Raw data.

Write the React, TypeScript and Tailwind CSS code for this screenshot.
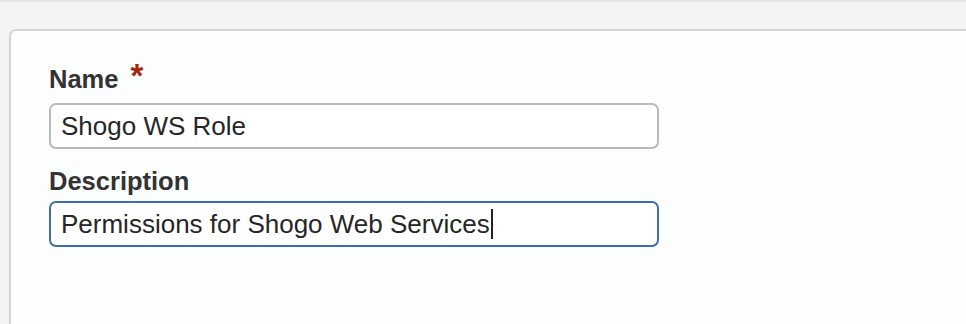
function Field({
  label,
  value,
  required,
  focused,
  gap,
}: {
  label: string;
  value: string;
  required?: boolean;
  focused?: boolean;
  gap: string;
}) {
  return (
    <div>
      <label className={`block font-bold text-[25.5px] leading-[28px] text-[#333333] ${gap}`}>
        {label}
        {required && (
          <span className="ml-[12px] inline-block align-top relative top-[-6px] text-[33px] leading-none text-[#a3260f]">
            *
          </span>
        )}
      </label>
      <div
        className={`w-[610px] h-[46px] rounded-[7px] border-2 bg-white pl-[10px] flex items-center text-[26px] leading-[42px] text-[#262626] ${
          focused ? "border-[#3e6fa9]" : "border-[#b7bbbc]"
        }`}
      >
        <span className="whitespace-pre">{value}</span>
        {focused && <span className="inline-block w-[2px] h-[30px] bg-[#222] ml-[1px]" />}
      </div>
    </div>
  );
}

export default function App() {
  return (
    <div
      className="h-[324px] w-[966px] overflow-hidden bg-[#f2f3f5] flex flex-col"
      style={{ fontFamily: '"Liberation Sans", Arial, sans-serif' }}
    >
      <div className="h-[2px] bg-[#e3e5e8] shrink-0" />
      <div className="flex-1 pt-[27px] pl-[9px]">
        <div className="h-full rounded-tl-[7px] border-2 border-r-0 border-b-0 border-[#d1d5d7] bg-[#fcfdfd] pl-[38px] pt-[34px]">
          <Field label="Name" value="Shogo WS Role" required gap="mb-[5px]" />
          <div className="mt-[18px]">
            <Field label="Description" value="Permissions for Shogo Web Services" focused gap="mb-[6px]" />
          </div>
        </div>
      </div>
    </div>
  );
}
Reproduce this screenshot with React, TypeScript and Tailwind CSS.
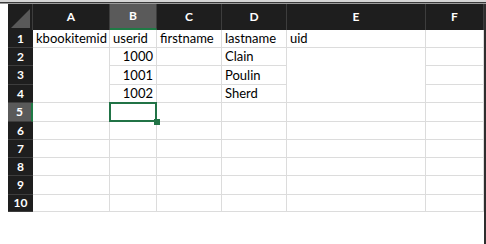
import React from "react";

const cols = [
  { l: "A", w: 77 },
  { l: "B", w: 47 },
  { l: "C", w: 65 },
  { l: "D", w: 65 },
  { l: "E", w: 139 },
  { l: "F", w: 58 },
];

const rowHeights = [18, 18, 19, 18, 19, 18, 18, 18, 19, 17];

type Cell = { t?: string; right?: boolean };
const data: Cell[][] = [
  [{ t: "kbookitemid" }, { t: "userid" }, { t: "firstname" }, { t: "lastname" }, { t: "uid" }, {}],
  [{}, { t: "1000", right: true }, {}, { t: "Clain" }, {}, {}],
  [{}, { t: "1001", right: true }, {}, { t: "Poulin" }, {}, {}],
  [{}, { t: "1002", right: true }, {}, { t: "Sherd" }, {}, {}],
];

export default function App() {
  return (
    <div
      className="w-[486px] h-[244px] bg-white overflow-hidden flex flex-col"
      style={{ fontFamily: "Lato, 'Open Sans', sans-serif" }}
    >
      <div className="h-[2px] bg-[#d6d6d6] shrink-0" />
      <div className="h-[1px] bg-[#3a3a3a] shrink-0" />
      <div className="h-[1px] bg-[#9c9c9c] shrink-0" />
      <div className="flex flex-1">
        <div className="w-[8px] shrink-0" />
        <div className="flex flex-col w-[476px]">
          {/* header row */}
          <div className="flex h-[26px] bg-[#1e1e1e]">
            <div className="w-[25px] h-full relative border-r border-[#3d3d3d]">
              <svg className="absolute right-[2px] bottom-[2px]" width="19" height="19" viewBox="0 0 19 19">
                <polygon points="19,0 19,19 0,19" fill="#595959" />
              </svg>
            </div>
            {cols.map((c) => (
              <div
                key={c.l}
                style={{ width: c.w }}
                className={
                  c.l === "B"
                    ? "h-full flex items-center justify-center bg-[#5a5a5a] border-r border-[#3d3d3d] border-b-2 border-b-[#1f7a45] text-white font-bold text-[12px]"
                    : "h-full flex items-center justify-center border-r border-[#3d3d3d] text-white font-bold text-[12px]"
                }
              >
                {c.l}
              </div>
            ))}
          </div>
          {rowHeights.map((h, ri) => (
            <div key={ri} className="flex" style={{ height: h }}>
              <div
                className={
                  ri === 4
                    ? "w-[25px] h-full bg-[#5a5a5a] border-b border-[#3d3d3d] border-r-2 border-r-[#1f7a45] flex items-center justify-center text-white font-bold text-[12px]"
                    : "w-[25px] h-full bg-[#1e1e1e] border-b border-[#3d3d3d] flex items-center justify-center text-white font-bold text-[12px]"
                }
              >
                {ri + 1}
              </div>
              {cols.map((c, ci) => {
                const cell = data[ri]?.[ci] ?? {};
                const noBottom = (ci === 0 && (ri === 1 || ri === 2)) || (ci === 4 && (ri === 1 || ri === 2));
                const selected = ri === 4 && ci === 1;
                return (
                  <div
                    key={c.l}
                    style={{ width: c.w }}
                    className={
                      (noBottom
                        ? "h-full border-r border-[#dcdcdc] "
                        : "h-full border-r border-b border-[#dcdcdc] ") +
                      (cell.right ? "flex items-center justify-end pr-[3px] " : "flex items-center pl-[3px] ") +
                      "relative text-[13px] text-black leading-none"
                    }
                  >
                    {cell.t}
                    {selected && (
                      <div className="absolute z-10 left-[-1px] top-[-1px] right-[-1px] bottom-[-1px] border-2 border-[#217346]">
                        <div className="absolute right-[-5px] bottom-[-5px] w-[6px] h-[6px] bg-[#217346]" />
                      </div>
                    )}
                  </div>
                );
              })}
            </div>
          ))}
        </div>
        <div className="w-[2px] bg-[#2e2e2e]" />
      </div>
    </div>
  );
}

Exercise. Quote each record exactly as it stands, minus the pictures.

Task response.
Write the React, TypeScript and Tailwind CSS code for this screenshot.
function Field({
  label,
  value,
  required,
  focused,
  gap,
}: {
  label: string;
  value: string;
  required?: boolean;
  focused?: boolean;
  gap: string;
}) {
  return (
    <div>
      <label className={`block font-bold text-[25.5px] leading-[28px] text-[#333333] ${gap}`}>
        {label}
        {required && (
          <span className="ml-[12px] inline-block align-top relative top-[-6px] text-[33px] leading-none text-[#a3260f]">
            *
          </span>
        )}
      </label>
      <div
        className={`w-[610px] h-[46px] rounded-[7px] border-2 bg-white pl-[10px] flex items-center text-[26px] leading-[42px] text-[#262626] ${
          focused ? "border-[#3e6fa9]" : "border-[#b7bbbc]"
        }`}
      >
        <span className="whitespace-pre">{value}</span>
        {focused && <span className="inline-block w-[2px] h-[30px] bg-[#222] ml-[1px]" />}
      </div>
    </div>
  );
}

export default function App() {
  return (
    <div
      className="h-[324px] w-[966px] overflow-hidden bg-[#f2f3f5] flex flex-col"
      style={{ fontFamily: '"Liberation Sans", Arial, sans-serif' }}
    >
      <div className="h-[2px] bg-[#e3e5e8] shrink-0" />
      <div className="flex-1 pt-[27px] pl-[9px]">
        <div className="h-full rounded-tl-[7px] border-2 border-r-0 border-b-0 border-[#d1d5d7] bg-[#fcfdfd] pl-[38px] pt-[34px]">
          <Field label="Name" value="Shogo WS Role" required gap="mb-[5px]" />
          <div className="mt-[18px]">
            <Field label="Description" value="Permissions for Shogo Web Services" focused gap="mb-[6px]" />
          </div>
        </div>
      </div>
    </div>
  );
}
Reproduce this screenshot with React, TypeScript and Tailwind CSS.
import React from "react";

const cols = [
  { l: "A", w: 77 },
  { l: "B", w: 47 },
  { l: "C", w: 65 },
  { l: "D", w: 65 },
  { l: "E", w: 139 },
  { l: "F", w: 58 },
];

const rowHeights = [18, 18, 19, 18, 19, 18, 18, 18, 19, 17];

type Cell = { t?: string; right?: boolean };
const data: Cell[][] = [
  [{ t: "kbookitemid" }, { t: "userid" }, { t: "firstname" }, { t: "lastname" }, { t: "uid" }, {}],
  [{}, { t: "1000", right: true }, {}, { t: "Clain" }, {}, {}],
  [{}, { t: "1001", right: true }, {}, { t: "Poulin" }, {}, {}],
  [{}, { t: "1002", right: true }, {}, { t: "Sherd" }, {}, {}],
];

export default function App() {
  return (
    <div
      className="w-[486px] h-[244px] bg-white overflow-hidden flex flex-col"
      style={{ fontFamily: "Lato, 'Open Sans', sans-serif" }}
    >
      <div className="h-[2px] bg-[#d6d6d6] shrink-0" />
      <div className="h-[1px] bg-[#3a3a3a] shrink-0" />
      <div className="h-[1px] bg-[#9c9c9c] shrink-0" />
      <div className="flex flex-1">
        <div className="w-[8px] shrink-0" />
        <div className="flex flex-col w-[476px]">
          {/* header row */}
          <div className="flex h-[26px] bg-[#1e1e1e]">
            <div className="w-[25px] h-full relative border-r border-[#3d3d3d]">
              <svg className="absolute right-[2px] bottom-[2px]" width="19" height="19" viewBox="0 0 19 19">
                <polygon points="19,0 19,19 0,19" fill="#595959" />
              </svg>
            </div>
            {cols.map((c) => (
              <div
                key={c.l}
                style={{ width: c.w }}
                className={
                  c.l === "B"
                    ? "h-full flex items-center justify-center bg-[#5a5a5a] border-r border-[#3d3d3d] border-b-2 border-b-[#1f7a45] text-white font-bold text-[12px]"
                    : "h-full flex items-center justify-center border-r border-[#3d3d3d] text-white font-bold text-[12px]"
                }
              >
                {c.l}
              </div>
            ))}
          </div>
          {rowHeights.map((h, ri) => (
            <div key={ri} className="flex" style={{ height: h }}>
              <div
                className={
                  ri === 4
                    ? "w-[25px] h-full bg-[#5a5a5a] border-b border-[#3d3d3d] border-r-2 border-r-[#1f7a45] flex items-center justify-center text-white font-bold text-[12px]"
                    : "w-[25px] h-full bg-[#1e1e1e] border-b border-[#3d3d3d] flex items-center justify-center text-white font-bold text-[12px]"
                }
              >
                {ri + 1}
              </div>
              {cols.map((c, ci) => {
                const cell = data[ri]?.[ci] ?? {};
                const noBottom = (ci === 0 && (ri === 1 || ri === 2)) || (ci === 4 && (ri === 1 || ri === 2));
                const selected = ri === 4 && ci === 1;
                return (
                  <div
                    key={c.l}
                    style={{ width: c.w }}
                    className={
                      (noBottom
                        ? "h-full border-r border-[#dcdcdc] "
                        : "h-full border-r border-b border-[#dcdcdc] ") +
                      (cell.right ? "flex items-center justify-end pr-[3px] " : "flex items-center pl-[3px] ") +
                      "relative text-[13px] text-black leading-none"
                    }
                  >
                    {cell.t}
                    {selected && (
                      <div className="absolute z-10 left-[-1px] top-[-1px] right-[-1px] bottom-[-1px] border-2 border-[#217346]">
                        <div className="absolute right-[-5px] bottom-[-5px] w-[6px] h-[6px] bg-[#217346]" />
                      </div>
                    )}
                  </div>
                );
              })}
            </div>
          ))}
        </div>
        <div className="w-[2px] bg-[#2e2e2e]" />
      </div>
    </div>
  );
}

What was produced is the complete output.